Tag Archives: split incentives

Making Community Solar Gardens Work

California has been quite successful at encouraging the development of (1) large utility-scale renewables through the renewables portfolio standard (RPS) and other measures and (2) small-scale, single structure solar generation through the California Solar Initiative (CSI) and measures such as net energy metering (NEM).  However, there have been numerous market and regulatory barriers to developing and deploying the “in-between” community-scale and neighborhood-scale renewables that hold substantial promise.

Community-scale and neighborhood-scale distributed generation (DG) includes some technologies that simply are not cost-effective at the small scale of a single house or business, but are not large enough to justify the transaction costs of participating in the larger wholesale electricity market.  These resources, such as “community solar gardens”, can meet the demands of many customers who cannot take advantage of adding renewables at their location and can also reduce investment in expensive new transmission projects. Examples of these types of projects are parking structure-scale solar photovoltaics, solar-thermal generation and space cooling, and biogas and biomass projects, some of which could provide district heating.  Technology costs are falling so rapidly that these mid-scale projects are becoming competitive with utility-scale resources when transmission cost savings are factored in. SB 43 (Wolk 2013) recognizes that the promise of mid-scale renewables has not been realized.

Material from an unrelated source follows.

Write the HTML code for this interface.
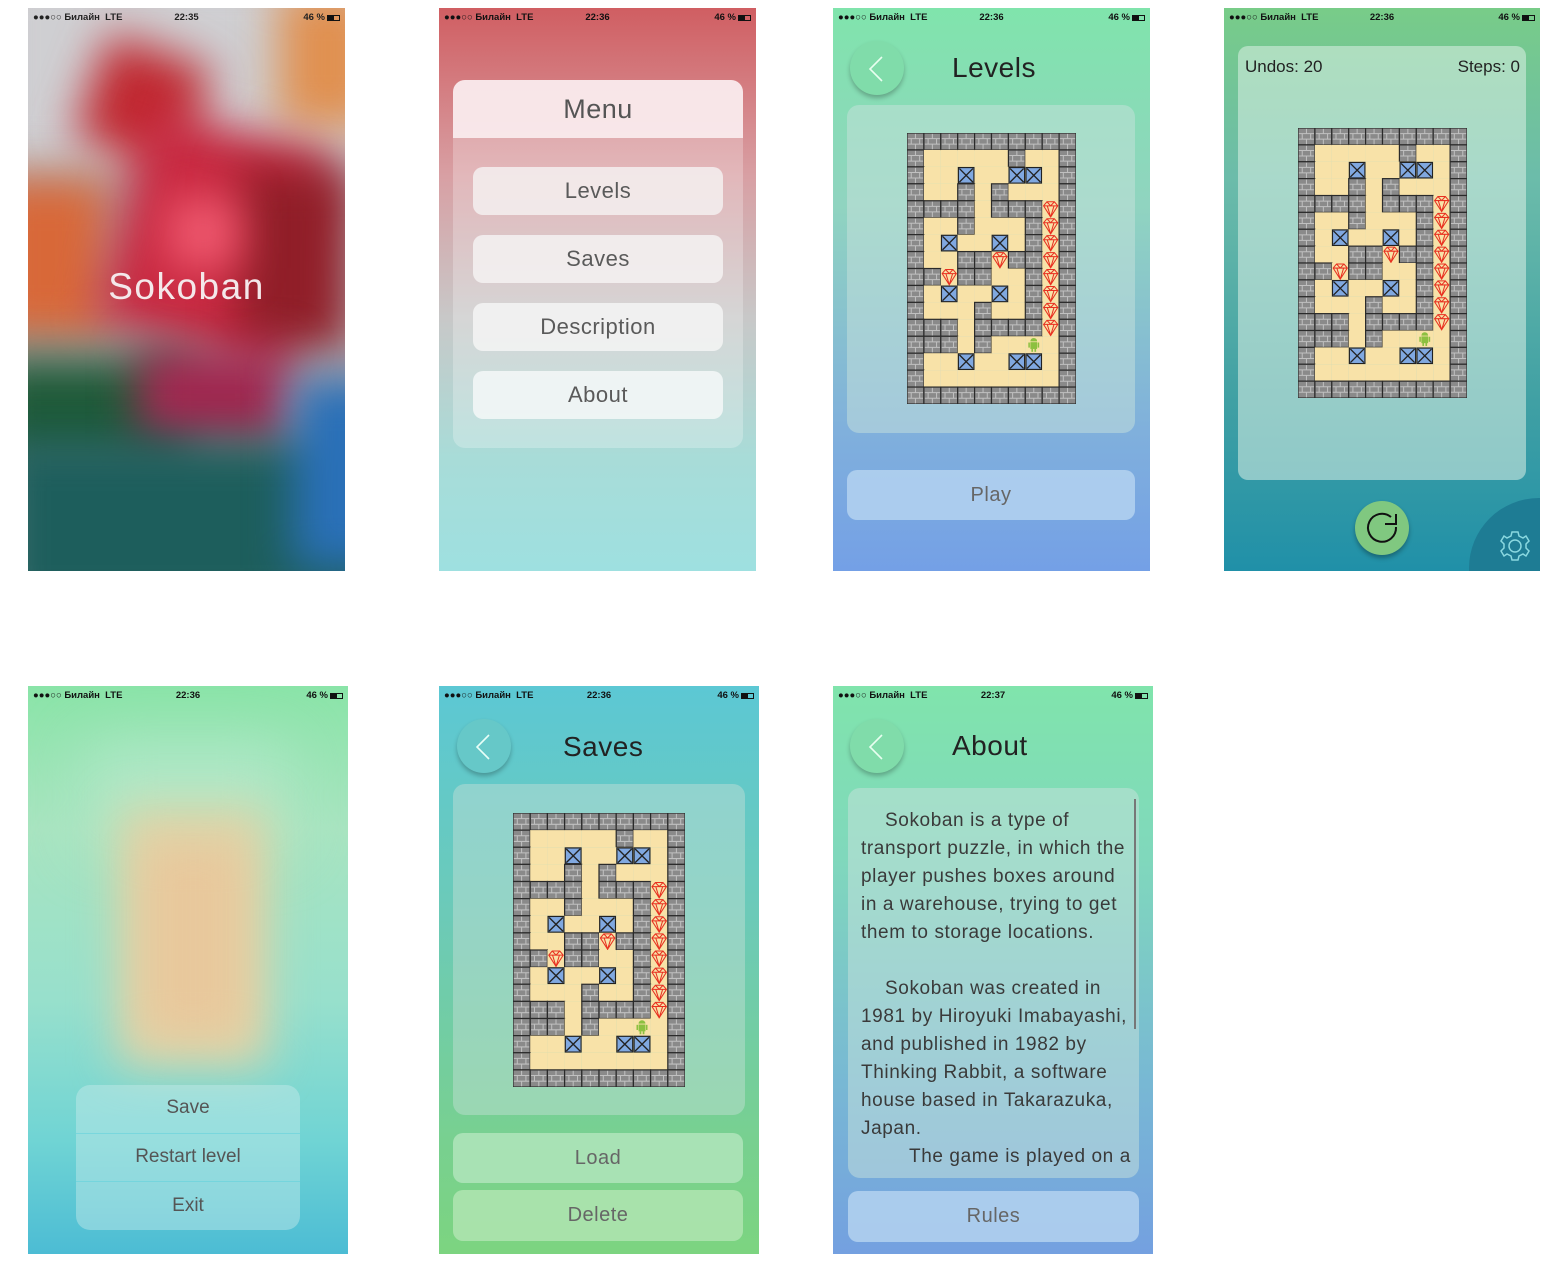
<!DOCTYPE html>
<html><head><meta charset="utf-8">
<style>
*{margin:0;padding:0;box-sizing:border-box}
body{width:1564px;height:1284px;background:#fff;position:relative;overflow:hidden;font-family:"Liberation Sans","DejaVu Sans",sans-serif}
.scr{position:absolute;overflow:hidden}
.sb{position:absolute;left:0;right:0;top:0;height:18px;font-size:9.5px;color:#111;font-weight:bold}
.sb .l{position:absolute;left:5px;top:4px;letter-spacing:0}
.sb .c{position:absolute;left:0;right:0;text-align:center;top:4px}
.sb .r{position:absolute;right:5px;top:4px}
.bat{display:inline-block;width:13px;height:6px;border:1px solid #111;vertical-align:-1px;position:relative;margin-left:2px}
.bat:before{content:"";position:absolute;left:0;top:0;bottom:0;width:6px;background:#111}
.abs{position:absolute}
.btn{position:absolute;border-radius:10px;text-align:center;color:#5a5a5a;font-size:22px;letter-spacing:.5px}
.back{position:absolute;width:54px;height:54px;border-radius:50%;box-shadow:0 3px 5px rgba(0,0,0,.25);}
.back svg{position:absolute;left:0;top:0}
.title{position:absolute;font-size:28px;color:#222;letter-spacing:.5px}
.blob{position:absolute;filter:blur(22px)}
.about{position:absolute;left:861px;font-size:19px;color:#3a3a3a;white-space:nowrap;letter-spacing:.6px}
</style></head><body>

<!-- Screen 1 -->
<div class="scr" style="left:28px;top:8px;width:317px;height:563px;background:#b0a8ac">
 <div class="blob" style="left:-40px;top:-40px;width:400px;height:200px;background:#cfcfd2"></div>
 <div class="blob" style="left:250px;top:-20px;width:100px;height:140px;background:#e09050"></div>
 <div class="blob" style="left:60px;top:40px;width:110px;height:110px;background:#c02830;transform:rotate(20deg)"></div>
 <div class="blob" style="left:-40px;top:170px;width:120px;height:160px;background:#d86838"></div>
 <div class="blob" style="left:90px;top:120px;width:190px;height:220px;background:#c82840;transform:rotate(15deg)"></div>
 <div class="blob" style="left:210px;top:160px;width:110px;height:180px;background:#901e28"></div>
 <div class="blob" style="left:140px;top:190px;width:70px;height:70px;background:#f05a70"></div>
 <div class="blob" style="left:-40px;top:350px;width:200px;height:110px;background:#1e5a38"></div>
 <div class="blob" style="left:110px;top:340px;width:150px;height:100px;background:#a02850"></div>
 <div class="blob" style="left:-30px;top:430px;width:400px;height:180px;background:#1d5e5c"></div>
 <div class="blob" style="left:265px;top:370px;width:100px;height:190px;background:#2a70b8"></div>
 <div class="sb" style="color:#222"><span class="l">●●●○○ Билайн &nbsp;LTE</span><span class="c">22:35</span><span class="r">46 %<span class="bat"></span></span></div>
 <div class="abs" style="left:0;right:0;top:258px;text-align:center;color:#f4e8ea;font-size:37px;letter-spacing:1.5px">Sokoban</div>
</div>

<!-- Screen 2 -->
<div class="scr" style="left:439px;top:8px;width:317px;height:563px;background:linear-gradient(#d05e62 0%,#d8a0a4 30%,#c8c8c8 55%,#a8dcd8 80%,#9ee0e0 100%)">
 <div class="sb"><span class="l">●●●○○ Билайн &nbsp;LTE</span><span class="c">22:36</span><span class="r">46 %<span class="bat"></span></span></div>
 <div class="abs" style="left:14px;top:72px;width:290px;height:368px;border-radius:12px;background:rgba(255,255,255,.25)"></div>
 <div class="abs" style="left:14px;top:72px;width:290px;height:58px;border-radius:12px 12px 0 0;background:rgba(250,236,238,.92);text-align:center;font-size:27px;color:#555;line-height:58px;letter-spacing:.5px">Menu</div>
 <div class="btn" style="left:34px;top:159px;width:250px;height:48px;line-height:48px;background:rgba(245,240,240,.85)">Levels</div>
 <div class="btn" style="left:34px;top:227px;width:250px;height:48px;line-height:48px;background:rgba(245,242,242,.85)">Saves</div>
 <div class="btn" style="left:34px;top:295px;width:250px;height:48px;line-height:48px;background:rgba(245,245,245,.85)">Description</div>
 <div class="btn" style="left:34px;top:363px;width:250px;height:48px;line-height:48px;background:rgba(245,248,248,.85)">About</div>
</div>

<!-- Screen 3 -->
<div class="scr" style="left:833px;top:8px;width:317px;height:563px;background:linear-gradient(#80e4ac 0%,#90d4c0 35%,#80b0dc 75%,#74a0e6 100%)">
 <div class="sb"><span class="l">●●●○○ Билайн &nbsp;LTE</span><span class="c">22:36</span><span class="r">46 %<span class="bat"></span></span></div>
 <div class="back" style="left:17px;top:33px;background:#80dcaa"><svg width="54" height="54"><path d="M32 16 L20 28 L32 40" stroke="#e8fff0" stroke-width="1.6" fill="none"/></svg></div>
 <div class="title" style="left:119px;top:44px">Levels</div>
 <div class="abs" style="left:14px;top:97px;width:288px;height:328px;border-radius:12px;background:rgba(200,225,220,.5)"></div>
 <div class="map abs" style="left:74px;top:125px;width:169px;height:271px"></div>
 <div class="btn" style="left:14px;top:462px;width:288px;height:50px;line-height:50px;background:rgba(180,210,240,.85);font-size:20px;color:#666">Play</div>
</div>

<!-- Screen 4 -->
<div class="scr" style="left:1224px;top:8px;width:316px;height:563px;background:linear-gradient(#78cc88 0%,#6cbcaa 30%,#40a0a4 70%,#2090a8 100%)">
 <div class="sb"><span class="l">●●●○○ Билайн &nbsp;LTE</span><span class="c">22:36</span><span class="r">46 %<span class="bat"></span></span></div>
 <div class="abs" style="left:14px;top:38px;width:288px;height:434px;border-radius:10px;background:rgba(220,240,230,.55)"></div>
 <div class="abs" style="left:21px;top:49px;font-size:17px;color:#222">Undos: 20</div>
 <div class="abs" style="right:20px;top:49px;font-size:17px;color:#222">Steps: 0</div>
 <div class="map abs" style="left:74px;top:120px;width:169px;height:270px"></div>
 <div class="abs" style="left:131px;top:493px;width:54px;height:54px;border-radius:50%;background:#80c880;box-shadow:0 3px 5px rgba(0,0,0,.3)">
  <svg width="54" height="54"><path d="M41 26 A14 14 0 1 1 36 16" stroke="#111" stroke-width="2" fill="none"/><path d="M30 23 L41 23 L41 13" stroke="#111" stroke-width="2" fill="none"/></svg>
 </div>
 <div class="abs" style="left:245px;top:490px;width:140px;height:140px;border-radius:50%;background:#1e7c94"></div>
 <svg class="abs" style="left:274px;top:521px" width="34" height="34" viewBox="-17 -17 34 34"><g stroke="#8ad8e0" stroke-width="1.5" fill="none"><circle r="6"/><path d="M-3 -14 L3 -14 L4 -10 L8 -8 L11 -10 L14 -5 L11 -2 L11 2 L14 5 L11 10 L8 8 L4 10 L3 14 L-3 14 L-4 10 L-8 8 L-11 10 L-14 5 L-11 2 L-11 -2 L-14 -5 L-11 -10 L-8 -8 L-4 -10 Z"/></g></svg>
</div>

<!-- Screen 5 -->
<div class="scr" style="left:28px;top:686px;width:320px;height:568px;background:linear-gradient(#8ae4a8 0%,#a8e4c0 25%,#98e0cc 55%,#70d4d4 80%,#4cbcd4 100%)">
 <div class="blob" style="left:60px;top:60px;width:200px;height:100px;background:#b0e8c8;filter:blur(30px)"></div>
 <div class="blob" style="left:90px;top:120px;width:150px;height:260px;background:#e0d4a8;filter:blur(22px)"></div>
 <div class="blob" style="left:115px;top:160px;width:100px;height:190px;background:#e8c89c;filter:blur(20px)"></div>
 <div class="sb"><span class="l">●●●○○ Билайн &nbsp;LTE</span><span class="c">22:36</span><span class="r">46 %<span class="bat"></span></span></div>
 <div class="abs" style="left:48px;top:399px;width:224px;height:145px;border-radius:14px;background:rgba(200,235,235,.45)"></div>
 <div class="abs" style="left:48px;top:447px;width:224px;height:1px;background:rgba(100,210,220,.6)"></div>
 <div class="abs" style="left:48px;top:495px;width:224px;height:1px;background:rgba(100,210,220,.6)"></div>
 <div class="abs" style="left:48px;top:411px;width:224px;text-align:center;font-size:19px;color:#555">Save</div>
 <div class="abs" style="left:48px;top:460px;width:224px;text-align:center;font-size:19px;color:#555">Restart level</div>
 <div class="abs" style="left:48px;top:509px;width:224px;text-align:center;font-size:19px;color:#555">Exit</div>
</div>

<!-- Screen 6 -->
<div class="scr" style="left:439px;top:686px;width:320px;height:568px;background:linear-gradient(#5cc8d4 0%,#6ccab8 40%,#78d090 80%,#7cd480 100%)">
 <div class="sb"><span class="l">●●●○○ Билайн &nbsp;LTE</span><span class="c">22:36</span><span class="r">46 %<span class="bat"></span></span></div>
 <div class="back" style="left:18px;top:33px;background:#66c8c8"><svg width="54" height="54"><path d="M32 16 L20 28 L32 40" stroke="#e8fff8" stroke-width="1.6" fill="none"/></svg></div>
 <div class="title" style="left:124px;top:45px">Saves</div>
 <div class="abs" style="left:14px;top:98px;width:292px;height:331px;border-radius:12px;background:rgba(200,225,215,.45)"></div>
 <div class="map abs" style="left:74px;top:127px;width:172px;height:274px"></div>
 <div class="btn" style="left:14px;top:447px;width:290px;height:50px;line-height:50px;background:rgba(180,230,190,.8);font-size:20px;color:#666">Load</div>
 <div class="btn" style="left:14px;top:504px;width:290px;height:51px;line-height:51px;background:rgba(180,230,180,.8);font-size:20px;color:#666">Delete</div>
</div>

<!-- Screen 7 -->
<div class="scr" style="left:833px;top:686px;width:320px;height:568px;background:linear-gradient(#80e4ac 0%,#80d8bc 30%,#78b8d4 70%,#74a0e0 100%)">
 <div class="sb"><span class="l">●●●○○ Билайн &nbsp;LTE</span><span class="c">22:37</span><span class="r">46 %<span class="bat"></span></span></div>
 <div class="back" style="left:17px;top:33px;background:#80dcaa"><svg width="54" height="54"><path d="M32 16 L20 28 L32 40" stroke="#e8fff0" stroke-width="1.6" fill="none"/></svg></div>
 <div class="title" style="left:119px;top:44px">About</div>
 <div class="abs" style="left:15px;top:102px;width:291px;height:390px;border-radius:12px;background:rgba(200,225,220,.5)"></div>
 <div class="abs" style="left:301px;top:113px;width:2px;height:230px;background:#777"></div>
 <div class="btn" style="left:15px;top:505px;width:291px;height:51px;line-height:51px;background:rgba(180,210,240,.85);font-size:20px;color:#666">Rules</div>
</div>
<div class="about" style="left:885px;top:810px">Sokoban is a type of</div>
<div class="about" style="top:838px">transport puzzle, in which the</div>
<div class="about" style="top:866px">player pushes boxes around</div>
<div class="about" style="top:894px">in a warehouse, trying to get</div>
<div class="about" style="top:922px">them to storage locations.</div>
<div class="about" style="left:885px;top:978px">Sokoban was created in</div>
<div class="about" style="top:1006px">1981 by Hiroyuki Imabayashi,</div>
<div class="about" style="top:1034px">and published in 1982 by</div>
<div class="about" style="top:1062px">Thinking Rabbit, a software</div>
<div class="about" style="top:1090px">house based in Takarazuka,</div>
<div class="about" style="top:1118px">Japan.</div>
<div class="about" style="left:909px;top:1146px">The game is played on a</div>

<script>
var M=["WWWWWWWWWW","W.....W..W","W..B..BB.W","W..W.W...W","WWWW.WWWGW","W..W...WGW","W.B..B.WGW","W..WWGWWGW","WWGWW..WGW","W.B..B.WGW","W...W..WGW","WWW.WWWWGW","WWW.W..P.W","W..B..BB.W","W........W","WWWWWWWWWW"];
function tile(c,x,y){
 var s='<rect x="'+x+'" y="'+y+'" width="10" height="10" fill="#f8e2a8"/>';
 if(c=='W'){s='<rect x="'+x+'" y="'+y+'" width="10" height="10" fill="#8a8a8a" stroke="#2a2a2a" stroke-width=".7"/>'+
  '<path d="M'+(x+.5)+' '+(y+3.3)+'h9M'+(x+.5)+' '+(y+6.6)+'h9M'+(x+5)+' '+(y+.5)+'v2.8M'+(x+2.5)+' '+(y+3.3)+'v3.3M'+(x+7.5)+' '+(y+3.3)+'v3.3M'+(x+5)+' '+(y+6.6)+'v3" stroke="#c0c0c0" stroke-width=".6"/>';}
 else if(c=='B'){s+='<rect x="'+(x+.4)+'" y="'+(y+.4)+'" width="9.2" height="9.2" fill="#80a8e0" stroke="#222" stroke-width=".7"/><path d="M'+(x+1)+' '+(y+1)+'L'+(x+9)+' '+(y+9)+'M'+(x+9)+' '+(y+1)+'L'+(x+1)+' '+(y+9)+'" stroke="#222" stroke-width=".8"/>';}
 else if(c=='G'){s+='<path d="M'+(x+.8)+' '+(y+3)+'L'+(x+2.8)+' '+(y+.6)+'H'+(x+7.2)+'L'+(x+9.2)+' '+(y+3)+'L'+(x+5)+' '+(y+9.6)+'ZM'+(x+.8)+' '+(y+3)+'H'+(x+9.2)+'M'+(x+3)+' '+(y+3)+'L'+(x+5)+' '+(y+9.6)+'L'+(x+7)+' '+(y+3)+'M'+(x+2.8)+' '+(y+.6)+'L'+(x+5)+' '+(y+3)+'L'+(x+7.2)+' '+(y+.6)+'" fill="none" stroke="#e83020" stroke-width=".6"/>';}
 else if(c=='P'){s+='<rect x="'+(x+3)+'" y="'+(y+3.5)+'" width="4" height="4" fill="#8cc040"/><path d="M'+(x+3)+' '+(y+3)+'a2 2 0 0 1 4 0z" fill="#8cc040"/><rect x="'+(x+1.8)+'" y="'+(y+3.7)+'" width=".9" height="3" fill="#8cc040"/><rect x="'+(x+7.3)+'" y="'+(y+3.7)+'" width=".9" height="3" fill="#8cc040"/><rect x="'+(x+3.6)+'" y="'+(y+7.4)+'" width="1" height="1.8" fill="#8cc040"/><rect x="'+(x+5.4)+'" y="'+(y+7.4)+'" width="1" height="1.8" fill="#8cc040"/>';}
 return s;}
var svg='';for(var r=0;r<16;r++)for(var c=0;c<10;c++)svg+=tile(M[r][c],c*10,r*10);
document.querySelectorAll('.map').forEach(function(e){e.innerHTML='<svg width="100%" height="100%" viewBox="0 0 100 160" preserveAspectRatio="none">'+svg+'</svg>';});
</script>
</body></html>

In response to SB 43, each of the large investor-owned utilities–PG&E, SCE and SDG&E–have filed proposed tariffs with names such as Enhanced Community Renewables Program or Share the Sun. I filed testimony in the PG&E and SCE cases on behalf of the Sierra Club addressing shortcomings in those programs that would inhibit development of community solar gardens. SDG&E’s proposal, while not perfect, better meets the law’s objectives. After the hearings, the CPUC postponed a proposed decision from the July 1 deadline to October.

SB 43’s requirement that the investor-owned utilities “provide support for enhanced community renewables programs” is a critical step forward for California’s distributed energy goals.  The CSI is the state’s premier distributed generation program.  In SB 43 the Legislature expressed its intent that the “green tariff shared renewables program seeks to build on the success of the California Solar Initiative by expanding access to all eligible renewable energy resources to all ratepayers who are currently unable to access the benefits of onsite generation.”  SB 43 advances the success of the CSI into the area of multifamily residential and multitenant commercial properties and introduces all types of renewable energy resources.  Customers who, for various reasons, cannot benefit from the current net metering programs, will be able to benefit through SB 43.

The Legislature clearly intends for this program to lead to a transformation in the energy market akin to the success for single customers of the CSI. This necessary market transformation extends to multifamily and commercial lease properties that are currently beyond the CSI and Self Generation Incentive Programs (SGIP). The Commission should ensure that utilities’ programs under SB 43 provides the market transformation that is necessary for this underserved segment.

State regulations calls for all new residential dwellings to consume zero-net energy (ZNE) by 2020, and all new commercial properties by 2030.  Fully implementing the market transformation identified in SB 43 is one of the obvious means to achieve this target.  The CSI option has already facilitated many examples of feasible ZNE single-family homes using renewables well ahead of the 2020 deadline.  There are several market barriers to integrating renewables in a similar manner on multifamily and commercial leased properties and on single-family that are not favorably located or that have other impediments.

A properly-designed community solar garden program should provide a critical work-around for the split-incentive problem that has plagued local renewable development in California.  The split-incentive problem arises from the fact that multi-tenant structures, both commercial and residential, may not be able to implement solar or other renewable resources due to the fact that lessees are not the owners of the shared space where renewables could be sited.  The problem of split-incentives between landlords and tenants has long been recognized, and has been the focus of energy efficiency programs.

As a corollary, the Commission should provide individual developers and property owners the opportunity to integrate energy efficiency and DG measures to achieve the best mix for meeting environmental and economic goals. Each project is unique so that a “one size fits all” approach that requires sale of all output into the wholesale market with buyback from customers who may have no connection with the project will only discourage enhanced development.

For distributed generation to expand in California there must be a cost-effective path for residential and commercial tenants, as well as not-well-situated buildings, to install solar and other renewables and share the costs among other customers. The focus to date has been on either utility-scale or single-building scale projects, but the most promise may be in mid-scale projects that can serve a community or a neighborhood cost-effectively through a combination of scale economies and avoided transmission and distribution investment.  But to achieve this objective requires changes from current utility practices.